Joseph Contorinis was a Managing Director at Jeffries & Company, Inc. (“Jeffries”) who executed several trades involving the stock of the supermarket chain Albertson’s, Inc. ahead of its 2006 buyout.In 2010, Contorinis was convicted of making several trades based on tips from a former banker at UBS AG who was privy to confidential information concerning the buyout.These trades were made not for Contorinis’ personal account, but only on behalf of the Jeffries Paragon Fund that he co-managed.7 The court, in his criminal case, found Contorinis’ “personal profit” to be $427,875 of “linked compensation from the trades” and ordered forfeiture of that amount.8

Yesterday’s Second Circuit opinion arose out of a subsequent civil case brought by the SEC seeking disgorgement from Contorinis of the profits obtained by the Paragon Fund.9 The district court granted summary judgment for the SEC and ordered disgorgement of $7,260,604, reflecting the fund’s profits, prejudgment interest of $2,485,205 on the entire disgorgement amount, and a civil penalty of $1 million.10 Contorinis appealed the judgment insofar as it required him to disgorge the amount obtained by the Paragon Fund and related prejudgment interest, arguing that it was a misapplication of the principle of disgorgement.11

“The question is thus posed whether an insider trader can be required to disgorge not only the profit that he personally enjoyed from his exploitation of inside information, but also the profits of such exploitation that he channeled to friends, family, or clients.”12


The court began its analysis by noting that it had “long applied” the principle of disgorgement in the tipper-tippee context to require disgorgement of “the benefit that accrues to third parties whose gains can be attributed to the wrongdoer’s conduct.”13 The court explained that this must be so because a tipper could achieve the same result by either trading on inside information and passing on the profit to a third party, trading directly for their account, or by passing the information to the third party “who he knows will spin the information into gold by trading on it themselves.”14 In each instance, the wrong committed and the economic result would be the same.

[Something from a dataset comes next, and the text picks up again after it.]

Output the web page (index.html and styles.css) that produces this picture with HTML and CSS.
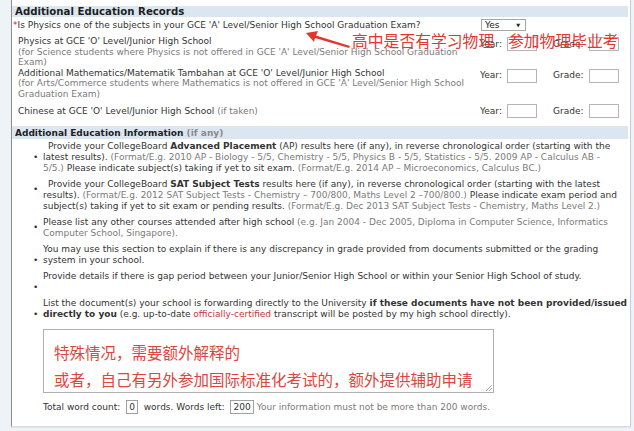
FILE: index.html
```html
<!DOCTYPE html>
<html>
<head>
<meta charset="utf-8">
<link rel="stylesheet" href="styles.css">
</head>
<body>
<div class="page">
  <div class="panel">
    <div class="sec-head sec-head-lg">Additional Education Records</div>
    <div class="records">
      <div class="row row-q">
        <div class="rtext"><span class="req">*</span>Is Physics one of the subjects in your GCE 'A' Level/Senior High School Graduation Exam?</div>
        <div class="ctrl"><span class="select">Yes<span class="caret">&#9660;</span></span></div>
      </div>
      <div class="row row-phys">
        <div class="rtext">Physics at GCE 'O' Level/Junior High School<br><span class="muted">(for Science students where Physics is not offered in GCE 'A' Level/Senior High School Graduation<br>Exam)</span></div>
        <div class="ctrl"><span class="lbl">Year:</span><span class="box"></span><span class="lbl lbl-g">Grade:</span><span class="box"></span></div>
      </div>
      <div class="row row-math">
        <div class="rtext">Additional Mathematics/Matematik Tambahan at GCE 'O' Level/Junior High School<br><span class="muted">(for Arts/Commerce students where Mathematics is not offered in GCE 'A' Level/Senior High School<br>Graduation Exam)</span></div>
        <div class="ctrl"><span class="lbl">Year:</span><span class="box"></span><span class="lbl lbl-g">Grade:</span><span class="box"></span></div>
      </div>
      <div class="row row-chin">
        <div class="rtext">Chinese at GCE 'O' Level/Junior High School <span class="muted">(if taken)</span></div>
        <div class="ctrl"><span class="lbl">Year:</span><span class="box"></span><span class="lbl lbl-g">Grade:</span><span class="box"></span></div>
      </div>
    </div>
    <div class="sec-head">Additional Education Information <span class="head-muted">(if any)</span></div>
    <ul class="info">
      <li class="item"><span class="dot dot-l2">&#8226;</span><div class="itext"><span class="ind"></span>Provide your CollegeBoard <b>Advanced Placement</b> (AP) results here (if any), in reverse chronological order (starting with the<br>latest results). <span class="muted">(Format/E.g. 2010 AP - Biology - 5/5, Chemistry - 5/5, Physics B - 5/5, Statistics - 5/5. 2009 AP - Calculus AB -<br>5/5.)</span> Please indicate subject(s) taking if yet to sit exam. <span class="muted">(Format/E.g. 2014 AP – Microeconomics, Calculus BC.)</span></div></li>
      <li class="item"><span class="dot dot-mid">&#8226;</span><div class="itext"><span class="ind"></span>Provide your CollegeBoard <b>SAT Subject Tests</b> results here (if any), in reverse chronological order (starting with the latest<br>results). <span class="muted">(Format/E.g. 2012 SAT Subject Tests - Chemistry – 700/800, Maths Level 2 –700/800.)</span> Please indicate exam period and<br>subject(s) taking if yet to sit exam or pending results. <span class="muted">(Format/E.g. Dec 2013 SAT Subject Tests - Chemistry, Maths Level 2.)</span></div></li>
      <li class="item"><span class="dot dot-mid">&#8226;</span><div class="itext">Please list any other courses attended after high school <span class="muted">(e.g. Jan 2004 - Dec 2005, Diploma in Computer Science, Informatics<br>Computer School, Singapore).</span></div></li>
      <li class="item"><span class="dot dot-l2">&#8226;</span><div class="itext">You may use this section to explain if there is any discrepancy in grade provided from documents submitted or the grading<br>system in your school.</div></li>
      <li class="item"><span class="dot dot-l2">&#8226;</span><div class="itext">Provide details if there is gap period between your Junior/Senior High School or within your Senior High School of study.<br>&nbsp;</div></li>
      <li class="item"><span class="dot dot-l2">&#8226;</span><div class="itext">List the document(s) your school is forwarding directly to the University <b>if these documents have not been provided/issued<br>directly to you</b> (e.g. up-to-date <span class="red">officially-certified</span> transcript will be posted by my high school directly).</div></li>
    </ul>
    <div class="answer">
      <div class="textarea">特殊情况，需要额外解释的<br>或者，自己有另外参加国际标准化考试的，额外提供辅助申请<span class="grip"></span></div>
      <div class="count">Total word count: <span class="num">0</span> words. Words left: <span class="num">200</span> <span class="muted">Your information must not be more than 200 words.</span></div>
    </div>
  </div>

  <svg class="arrow" width="60" height="24" viewBox="0 0 60 24">
    <polygon points="2,5 14,3 12,7.5 46,18 45,20 11,10 10,14" fill="#e3362f"/>
  </svg>
  <div class="note note1">高中是否有学习物理</div>
  <div class="note note2">参加物理毕业考</div>
</div>
</body>
</html>
```
FILE: styles.css
```css
html, body {
  margin: 0;
  padding: 0;
}
body {
  background: #eef3f8;
  font-family: "DejaVu Sans", Verdana, sans-serif;
  font-size: 9px;
  line-height: 11px;
  color: #333;
}
.page {
  position: relative;
  width: 634px;
  height: 431px;
  overflow: hidden;
}
.panel {
  margin-left: 11px;
  width: 616px;
  padding: 6px 2px 12px 0;
  background: #fff;
  border-left: 1px solid #8e8e8e;
  border-right: 1px solid #c5cfda;
  border-bottom: 1px solid #d8dde3;
  box-shadow: 0 1px 1px #e2e6ea;
}
.sec-head {
  background: #dce6f0;
  font-weight: bold;
  color: #1e1e1e;
  padding: 0 0 0 3px;
  height: 12px;
  line-height: 12px;
}
.sec-head-lg {
  font-size: 10.2px;
  height: 11px;
  line-height: 11px;
}
.head-muted {
  color: #8a8a8a;
}
.records {
  padding: 2px 0 8px 6px;
  border-bottom: 1px solid #e3e7ec;
  line-height: 10.5px;
}
.row {
  display: flex;
  align-items: flex-start;
}
.rtext {
  width: 462px;
  white-space: nowrap;
}
.req {
  color: #d22;
  margin-left: -5px;
}
.muted {
  color: #7a7a7a;
}
.ctrl {
  display: flex;
  align-items: center;
}
.row-q {
  height: 12px;
  align-items: center;
}
.select {
  display: inline-flex;
  align-items: center;
  justify-content: space-between;
  box-sizing: border-box;
  width: 45px;
  height: 12px;
  margin-left: 1px;
  padding: 0 5px 0 3px;
  border: 1px solid #a6a6a6;
  background: #fff;
  color: #222;
  line-height: 10px;
}
.caret {
  font-size: 5px;
}
.row-phys {
  margin-top: 5px;
}
.row-phys .ctrl,
.row-math .ctrl {
  margin-top: 1px;
}
.row-chin {
  margin-top: 5px;
  align-items: center;
}
.lbl {
  width: 27px;
}
.lbl-g {
  width: 36px;
  margin-left: 16px;
}
.box {
  display: inline-block;
  box-sizing: border-box;
  width: 30px;
  height: 14px;
  border: 1px solid #b5b5b5;
  background: #fff;
}
.info {
  list-style: none;
  margin: 0;
  padding: 2px 0 0 21px;
}
.item {
  display: flex;
  align-items: flex-start;
  margin-bottom: 5px;
}
.item:last-child {
  margin-bottom: 0;
}
.dot {
  width: 10px;
  font-size: 9px;
  line-height: 11px;
  color: #333;
}
.dot-l2 {
  margin-top: 11px;
}
.dot-mid {
  margin-top: 5px;
}
.itext {
  white-space: nowrap;
}
.ind {
  display: inline-block;
  width: 5px;
}
.red {
  color: #c8363b;
}
.answer {
  padding: 9px 0 0 31px;
}
.textarea {
  position: relative;
  box-sizing: border-box;
  width: 451px;
  height: 64px;
  border: 1px solid #b0b0b0;
  padding: 9px 0 0 10px;
  font-family: "Noto Sans CJK SC", sans-serif;
  font-size: 15.5px;
  line-height: 27px;
  color: #e0443c;
}
.grip {
  position: absolute;
  right: 1px;
  bottom: 1px;
  width: 6px;
  height: 6px;
  background: linear-gradient(135deg, transparent 45%, #aaa 45%, #aaa 55%, transparent 55%, transparent 72%, #aaa 72%, #aaa 80%, transparent 80%);
}
.count {
  margin-top: 7px;
  display: flex;
  align-items: center;
  white-space: pre;
  height: 14px;
}
.num {
  display: inline-block;
  box-sizing: border-box;
  height: 14px;
  line-height: 12px;
  padding: 0 2px;
  border: 1px solid #a0a0a0;
  margin: 0 3px;
}
.arrow {
  position: absolute;
  left: 304px;
  top: 28px;
}
.note {
  position: absolute;
  font-family: "Noto Sans CJK SC", sans-serif;
  color: #e3362f;
  font-size: 15.8px;
  line-height: 18px;
  white-space: nowrap;
}
.note1 {
  left: 352px;
  top: 32px;
}
.note2 {
  left: 508px;
  top: 32px;
}
```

“Whether the defendant’s motive is direct economic profit, self-aggrandizement, psychic satisfaction from benefiting a loved one, or future profits by enhancing one’s reputation as a successful fund manager, the insider trader who trades for another’s account has engaged in a fraud, secured a benefit thereby, and directed the profits of the fraud where he has chosen them to go.”15

The court opined that the case for disgorgement under the facts before it, of a tippee trading for the benefit of others, was even stronger than the case for disgorgement against a tipper. A tipper may not know the extent to which the tippee will trade, and thus would have no idea of the potential exposure to disgorgement. In contrast, Contorinis “controlled the size and timing of the trades” and received financial and other reputational benefits from the trades.16

Notably, the court made clear that disgorgement of gains that accrue to innocent third parties was not mandatory, but rather within the discretion of the district court.17 The court remarked on disgorgement’s remedial purpose— ”disgorgement is imposed not to punish, but to ensure illegal actions do not yield unwarranted enrichment”—and held that “[d]istrict courts possess the equitable discretion to determine whether disgorgement liability should fall upon third parties or violators. . . .”18

Contorinis argued that ordering him to disgorge the Paragon Fund’s profits in the SEC’s civil case would be inconsistent with the holding in his criminal case, in which criminal forfeiture was limited to his personal gain.19

The majority disagreed based on the different purposes of criminal forfeiture and civil disgorgement: “disgorgement is an equitable remedy that prevents unjust enrichment, and criminal forfeiture a statutory legal penalty imposed as punishment.”20 The court also noted that criminal forfeiture is mandatory and imposed by statute, whereas disgorgement is an equitable remedy within the court’s discretion. 21 The court found that failure to order civil disgorgement for defendants such as Contorinis “would allow them to unjustly enrich their affiliates,” and thus the district court’s order here “serves disgorgement’s core remedial function.”22


Contorinis is the most recent reflection of the Second Circuit’s broad view of civil liability for insider trading. As such, it may embolden the SEC’s pursuit of insider trading cases and of civil recoveries beyond the reach of criminal forfeiture of personal profits, and extending to any profits channeled to others.